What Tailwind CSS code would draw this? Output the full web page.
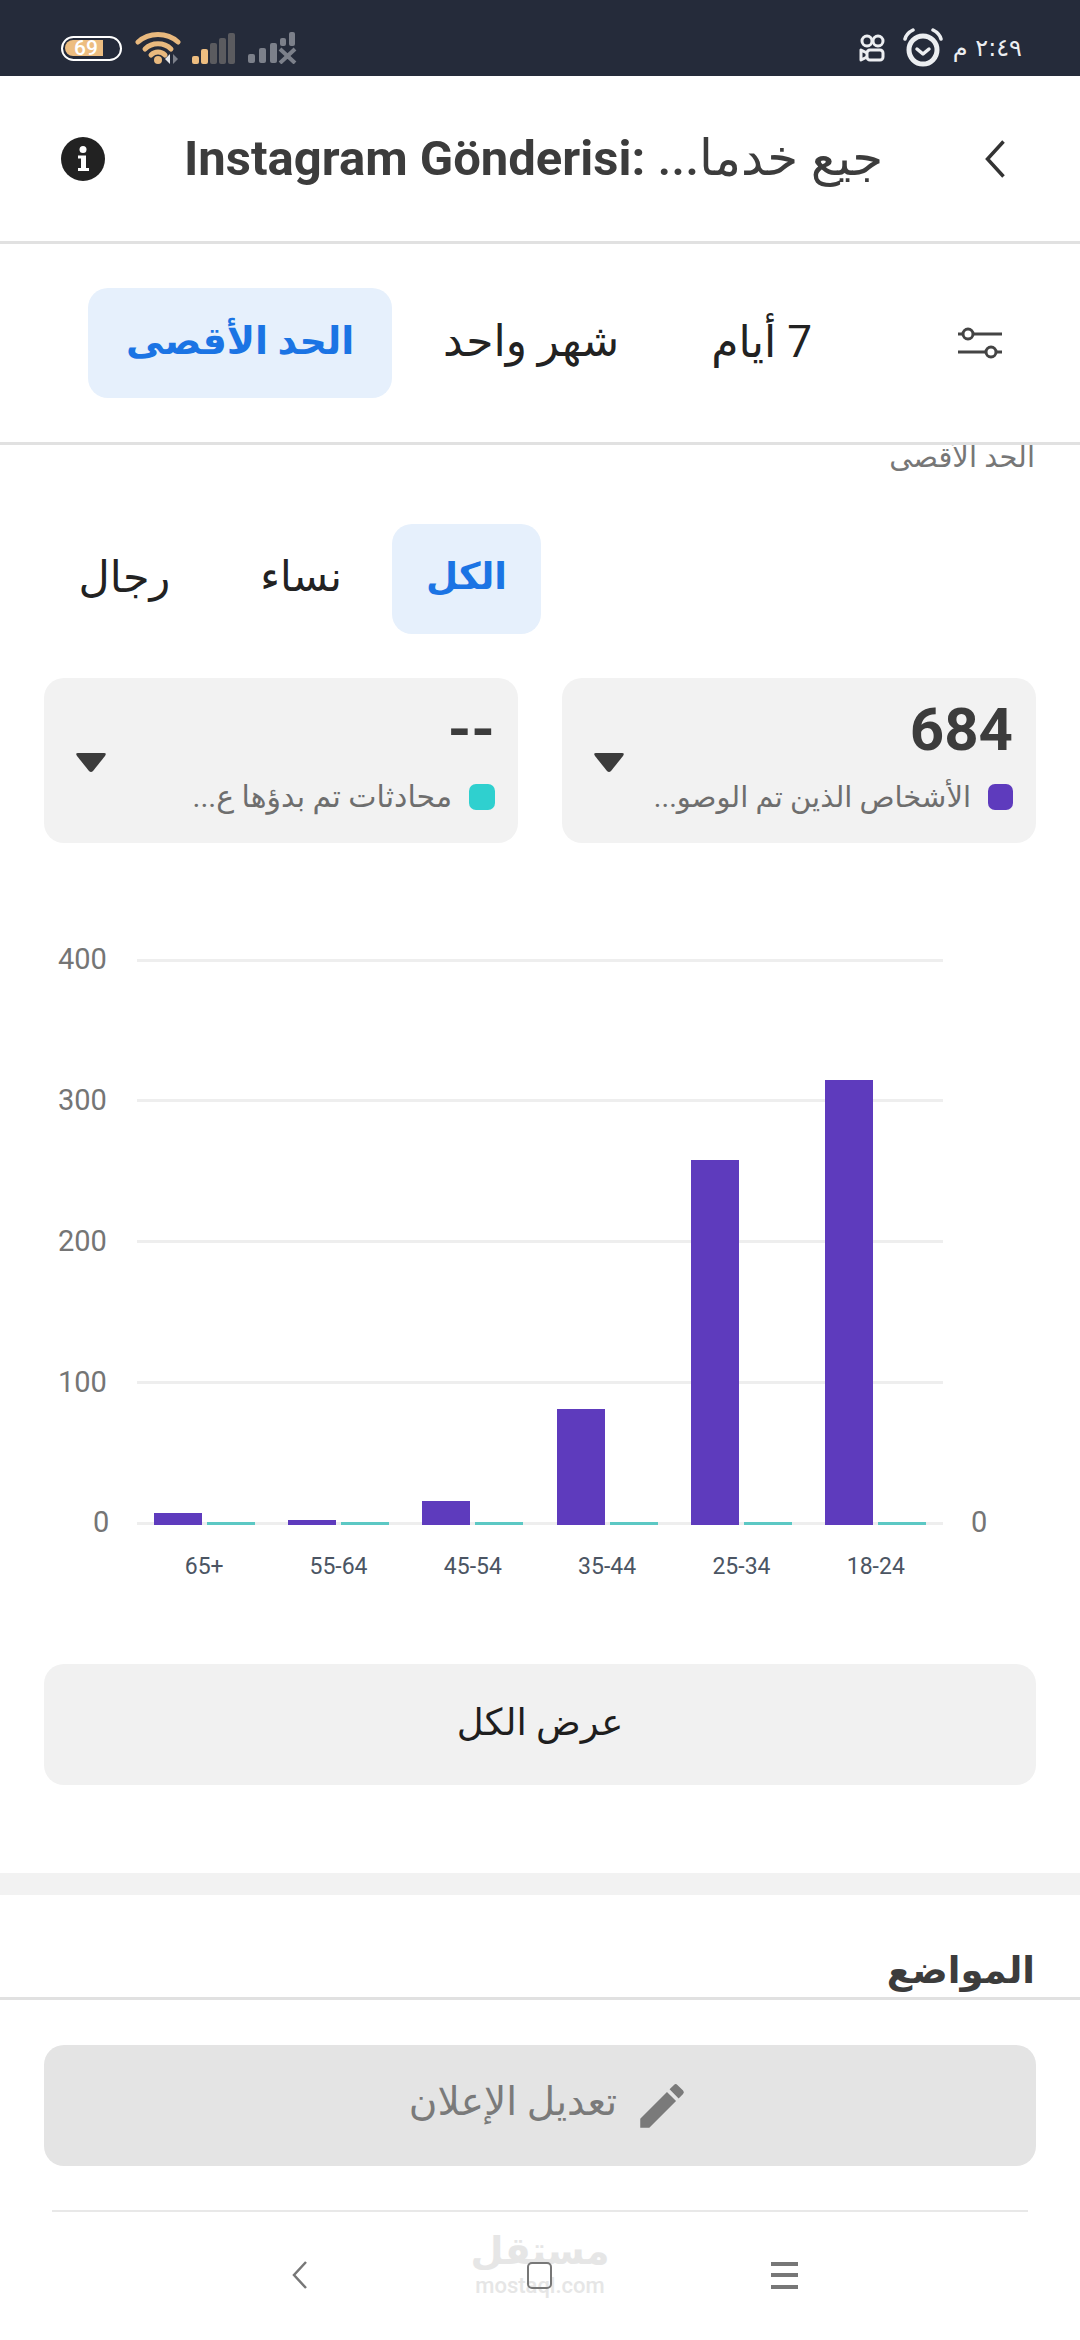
<!DOCTYPE html>
<html lang="ar" dir="rtl">
<head>
<meta charset="utf-8">
<script src="https://cdn.jsdelivr.net/npm/@tailwindcss/browser@4"></script>
</head>
<body class="bg-white font-['Roboto','DejaVu_Sans',sans-serif]">
<div class="relative w-[1080px] h-[2340px] overflow-hidden flex flex-col bg-white">

  <!-- status bar -->
  <div dir="ltr" class="h-[76px] shrink-0 bg-[#252b3a] flex items-center justify-between pl-[61px] pr-[58px] pt-[20px]">
    <div class="flex items-center">
      <div class="relative w-[61px] h-[25px] rounded-full border-[2.5px] border-white overflow-hidden flex items-center">
        <div class="w-[38px] h-[16px] ml-[2px] rounded-l-full bg-[#edbd80]"></div>
        <span class="absolute left-[11px] top-[-2px] text-[21px] leading-[25px] text-white font-medium">69</span>
      </div>
      <svg class="ml-[13px]" width="48" height="34" viewBox="0 0 48 34" fill="none">
        <path d="M3 11C14 1 32 1 43 11" stroke="#e9b97e" stroke-width="5" stroke-linecap="round"/>
        <path d="M10 18C17 11 29 11 36 18" stroke="#e9b97e" stroke-width="5" stroke-linecap="round"/>
        <path d="M16 24C20 20 26 20 30 24" stroke="#e9b97e" stroke-width="5" stroke-linecap="round"/>
        <circle cx="23" cy="29" r="4" fill="#e9b97e"/>
        <path d="M35 23V33L30 28Z" fill="#e5e7eb"/>
        <path d="M38 23V33L43 28Z" fill="#7c808a"/>
      </svg>
      <div class="ml-[9px] flex items-end gap-[2px] h-[32px]">
        <div class="w-[7px] h-[8px] rounded-[2px] bg-[#edbd80]"></div>
        <div class="w-[7px] h-[15px] rounded-[2px] bg-[#edbd80]"></div>
        <div class="w-[7px] h-[21px] rounded-[2px] bg-[#5b5b5f]"></div>
        <div class="w-[7px] h-[26px] rounded-[2px] bg-[#5b5b5f]"></div>
        <div class="w-[7px] h-[31px] rounded-[2px] bg-[#5b5b5f]"></div>
      </div>
      <svg class="ml-[13px]" width="50" height="32" viewBox="0 0 50 32" fill="#7c808a">
        <rect x="0" y="22" width="7" height="9" rx="2"/>
        <rect x="11" y="16" width="7" height="15" rx="2"/>
        <rect x="22" y="11" width="7" height="20" rx="2"/>
        <rect x="32" y="6" width="6" height="8" rx="2"/>
        <rect x="41" y="0" width="6" height="14" rx="2"/>
        <path d="M32 17L47 31M47 17L32 31" stroke="#7c808a" stroke-width="4"/>
      </svg>
    </div>
    <div class="flex items-center">
      <svg width="26" height="28" viewBox="0 0 26 28" fill="none" stroke="#eceef1" stroke-width="3">
        <circle cx="8" cy="7" r="5"/>
        <circle cx="19" cy="7" r="5"/>
        <rect x="8" y="16" width="16" height="10" rx="3"/>
        <path d="M8 19L2 16V26L8 23" stroke-linejoin="round"/>
      </svg>
      <svg class="ml-[17px]" width="42" height="40" viewBox="0 0 42 40" fill="none" stroke="#eceef1">
        <circle cx="21" cy="22" r="14" stroke-width="5"/>
        <path d="M15 21L21 26L27 21" stroke-width="3.5" stroke-linecap="round" stroke-linejoin="round"/>
        <path d="M3 11C4 7 7 4 11 2M39 11C38 7 35 4 31 2" stroke-width="3.5" stroke-linecap="round"/>
      </svg>
      <span class="ml-[9px] text-[24px] leading-[30px] text-[#eceef1] font-['DejaVu_Sans']" dir="rtl">٢:٤٩ م</span>
    </div>
  </div>

  <!-- header -->
  <div dir="ltr" class="h-[168px] shrink-0 border-b-[3px] border-[#e1e1e1] flex items-center pl-[61px] pr-[75px]">
    <svg width="44" height="44" viewBox="0 0 44 44">
      <circle cx="22" cy="22" r="22" fill="#222"/>
      <circle cx="22" cy="12.5" r="3.5" fill="#fff"/>
      <path d="M17 18.5H25V31H28V34H17V31H20V21.5H17Z" fill="#fff"/>
    </svg>
    <div class="flex-1 pl-[79px] text-[49px] leading-[60px] font-bold text-[#3c3c3c] whitespace-nowrap">Instagram Gönderisi: <span class="text-[50px] font-medium">جيع خدما...&rlm;</span></div>
    <svg width="20" height="38" viewBox="0 0 20 38" fill="none" stroke="#333" stroke-width="3.5">
      <path d="M18.5 1.5L2.5 19L18.5 36.5"/>
    </svg>
  </div>

  <!-- range tabs -->
  <div class="h-[201px] shrink-0 border-b-[3px] border-[#e1e1e1] flex items-center pr-[78px]">
    <svg class="shrink-0" width="44" height="32" viewBox="0 0 44 32" fill="none" stroke="#444" stroke-width="3">
      <path d="M0 7H5M15 7H44"/>
      <circle cx="10" cy="7" r="5"/>
      <path d="M0 25H28M38 25H44"/>
      <circle cx="33" cy="25" r="5"/>
    </svg>
    <div class="mr-[146px] pb-[2px] text-[44px] leading-[50px] text-[#222]"><span dir="rtl">7 أيام</span></div>
    <div class="mr-[92px] pb-[4px] text-[44px] leading-[50px] text-[#222]">شهر واحد</div>
    <div class="mr-[51px] pb-[4px] h-[110px] w-[304px] rounded-[20px] bg-[#e6f0fc] flex items-center justify-center text-[38px] font-bold text-[#1b74e4]">الحد الأقصى</div>
  </div>

  <!-- scrolling content -->
  <div class="h-[1552px] shrink-0 overflow-hidden">
    <div class="-mt-[10px] pr-[45px] h-[44px] text-[29px] leading-[44px] text-[#777]">الحد الأقصى</div>

    <div class="mt-[45px] pr-[539px] flex items-center">
      <div class="h-[110px] w-[149px] pb-[4px] rounded-[20px] bg-[#e6f0fc] flex items-center justify-center text-[37px] font-bold text-[#1b74e4]">الكل</div>
      <div class="mr-[50px] pb-[4px] text-[42px] leading-[50px] text-[#222]">نساء</div>
      <div class="mr-[90px] pb-[4px] text-[43px] leading-[50px] text-[#222]">رجال</div>
    </div>

    <div class="mt-[44px] px-[44px] flex gap-[44px]">
      <div class="relative w-[474px] h-[165px] rounded-[20px] bg-[#f2f2f2] pr-[23px] pt-[20px]">
        <div class="text-[60px] leading-[64px] font-bold text-[#3c3c3c] text-right" dir="ltr">684</div>
        <div class="mt-[20px] flex items-center">
          <span class="w-[25px] h-[26px] rounded-[7px] bg-[#5e3bbd] shrink-0"></span>
          <span class="mr-[17px] text-[29px] leading-[30px] text-[#6e6e6e] whitespace-nowrap">الأشخاص الذين تم الوصو...</span>
        </div>
        <svg class="absolute left-[32px] top-[75px]" width="30" height="20" viewBox="0 0 30 20"><path d="M2 0H28Q31 0 29 3L17 18Q15 20 13 18L1 3Q-1 0 2 0Z" fill="#3c3c3c"/></svg>
      </div>
      <div class="relative w-[474px] h-[165px] rounded-[20px] bg-[#f2f2f2] pr-[23px] pt-[20px]">
        <div class="text-[60px] leading-[64px] font-bold text-[#3c3c3c] text-right" dir="ltr">--</div>
        <div class="mt-[20px] flex items-center">
          <span class="w-[26px] h-[26px] rounded-[7px] bg-[#2fd0cf] shrink-0"></span>
          <span class="mr-[17px] text-[30px] leading-[30px] text-[#6e6e6e] whitespace-nowrap">محادثات تم بدؤها ع...</span>
        </div>
        <svg class="absolute left-[32px] top-[75px]" width="30" height="20" viewBox="0 0 30 20"><path d="M2 0H28Q31 0 29 3L17 18Q15 20 13 18L1 3Q-1 0 2 0Z" fill="#3c3c3c"/></svg>
      </div>
    </div>

    <!-- chart -->
    <div dir="ltr" class="relative mt-[117px] h-[563px] mr-[72px] w-[950px]">
      <div class="absolute inset-0 flex flex-col justify-between">
        <div class="h-0 flex items-center"><span class="w-[79px] text-[29px] text-[#757575]">400</span><span class="w-[806px] h-[3px] bg-[#eeeeee]"></span></div>
        <div class="h-0 flex items-center"><span class="w-[79px] text-[29px] text-[#757575]">300</span><span class="w-[806px] h-[3px] bg-[#eeeeee]"></span></div>
        <div class="h-0 flex items-center"><span class="w-[79px] text-[29px] text-[#757575]">200</span><span class="w-[806px] h-[3px] bg-[#eeeeee]"></span></div>
        <div class="h-0 flex items-center"><span class="w-[79px] text-[29px] text-[#757575]">100</span><span class="w-[806px] h-[3px] bg-[#eeeeee]"></span></div>
        <div class="h-0 flex items-center"><span class="w-[79px] pl-[35px] text-[29px] text-[#757575]">0</span><span class="w-[806px] h-[3px] bg-[#eeeeee]"></span><span class="ml-[28px] text-[29px] text-[#757575]">0</span></div>
      </div>
      <div class="absolute left-[79px] bottom-[-2px] w-[806px] flex items-end">
        <div class="flex-1 flex justify-center items-end gap-[5px]"><span class="w-[48px] h-[12px] bg-[#5e3bbd]"></span><span class="w-[48px] h-[3px] bg-[#5cc8c4]"></span></div>
        <div class="flex-1 flex justify-center items-end gap-[5px]"><span class="w-[48px] h-[5px] bg-[#5e3bbd]"></span><span class="w-[48px] h-[3px] bg-[#5cc8c4]"></span></div>
        <div class="flex-1 flex justify-center items-end gap-[5px]"><span class="w-[48px] h-[24px] bg-[#5e3bbd]"></span><span class="w-[48px] h-[3px] bg-[#5cc8c4]"></span></div>
        <div class="flex-1 flex justify-center items-end gap-[5px]"><span class="w-[48px] h-[116px] bg-[#5e3bbd]"></span><span class="w-[48px] h-[3px] bg-[#5cc8c4]"></span></div>
        <div class="flex-1 flex justify-center items-end gap-[5px]"><span class="w-[48px] h-[365px] bg-[#5e3bbd]"></span><span class="w-[48px] h-[3px] bg-[#5cc8c4]"></span></div>
        <div class="flex-1 flex justify-center items-end gap-[5px]"><span class="w-[48px] h-[445px] bg-[#5e3bbd]"></span><span class="w-[48px] h-[3px] bg-[#5cc8c4]"></span></div>
      </div>
    </div>
    <div dir="ltr" class="mt-[29px] mr-[137px] w-[806px] flex text-[23px] leading-[30px] text-[#4b5563] text-center">
      <span class="flex-1">65+</span><span class="flex-1">55-64</span><span class="flex-1">45-54</span><span class="flex-1">35-44</span><span class="flex-1">25-34</span><span class="flex-1">18-24</span>
    </div>

    <div class="mt-[82px] mx-[44px] pb-[4px] h-[121px] rounded-[20px] bg-[#f1f1f1] flex items-center justify-center text-[37px] text-[#1e1e1e]">عرض الكل</div>

    <div class="mt-[88px] h-[22px] bg-[#f2f2f2]"></div>

    <div class="mt-[46px] pr-[45px] text-[37px] leading-[60px] font-bold text-[#3c3c3c]">المواضع</div>
  </div>

  <!-- footer -->
  <div class="relative flex-1 border-t-[3px] border-[#e1e1e1] bg-white">
    <div class="mt-[45px] mx-[44px] pl-[20px] h-[121px] rounded-[20px] bg-[#e4e4e4] flex items-center justify-center text-[39px] text-[#7a7a7a]">
      <svg width="58" height="58" viewBox="0 0 24 24" fill="#7a7a7a"><path d="M3 17.25V21h3.75L17.81 9.94l-3.75-3.75L3 17.25zM20.71 7.04a1 1 0 000-1.41l-2.34-2.34a1 1 0 00-1.41 0l-1.83 1.83 3.75 3.75 1.83-1.83z"/></svg>
      <span class="mr-[16px] pb-[6px]">تعديل الإعلان</span>
    </div>
    <div class="mt-[44px] mx-[52px] h-[2px] bg-[#e8e8e8]"></div>

    <!-- mostaql watermark -->
    <div dir="ltr" class="absolute left-[475px] top-[228px] w-[130px] flex flex-col items-center text-[#e6e6e6] whitespace-nowrap">
      <span class="text-[38px] leading-[46px] font-bold">مستقل</span>
      <span class="text-[22px] leading-[24px] font-medium">mostaql.com</span>
    </div>

    <!-- system nav -->
    <div dir="ltr" class="absolute left-[292px] top-[261px] w-[506px] h-[28px] flex items-center justify-between">
      <svg width="15" height="28" viewBox="0 0 15 28" fill="none" stroke="#777" stroke-width="2.5"><path d="M14 1L2 14L14 27"/></svg>
      <span class="w-[25px] h-[27px] rounded-[5px] border-[2.5px] border-[#777]"></span>
      <span class="w-[27px] h-[27px] flex flex-col justify-between">
        <span class="h-[4px] bg-[#777]"></span><span class="h-[4px] bg-[#777]"></span><span class="h-[4px] bg-[#777]"></span>
      </span>
    </div>
  </div>
</div>
</body>
</html>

WHAT THE TASK ASKS: Leave the pictures out and reproduce exactly the lines from the top of the listing above through the line with "w-[1080px] h-[2340px] overflow-hidden".

TASK ANSWER:
What Tailwind CSS code would draw this? Output the full web page.
<!DOCTYPE html>
<html lang="ar" dir="rtl">
<head>
<meta charset="utf-8">
<script src="https://cdn.jsdelivr.net/npm/@tailwindcss/browser@4"></script>
</head>
<body class="bg-white font-['Roboto','DejaVu_Sans',sans-serif]">
<div class="relative w-[1080px] h-[2340px] overflow-hidden flex flex-col bg-white">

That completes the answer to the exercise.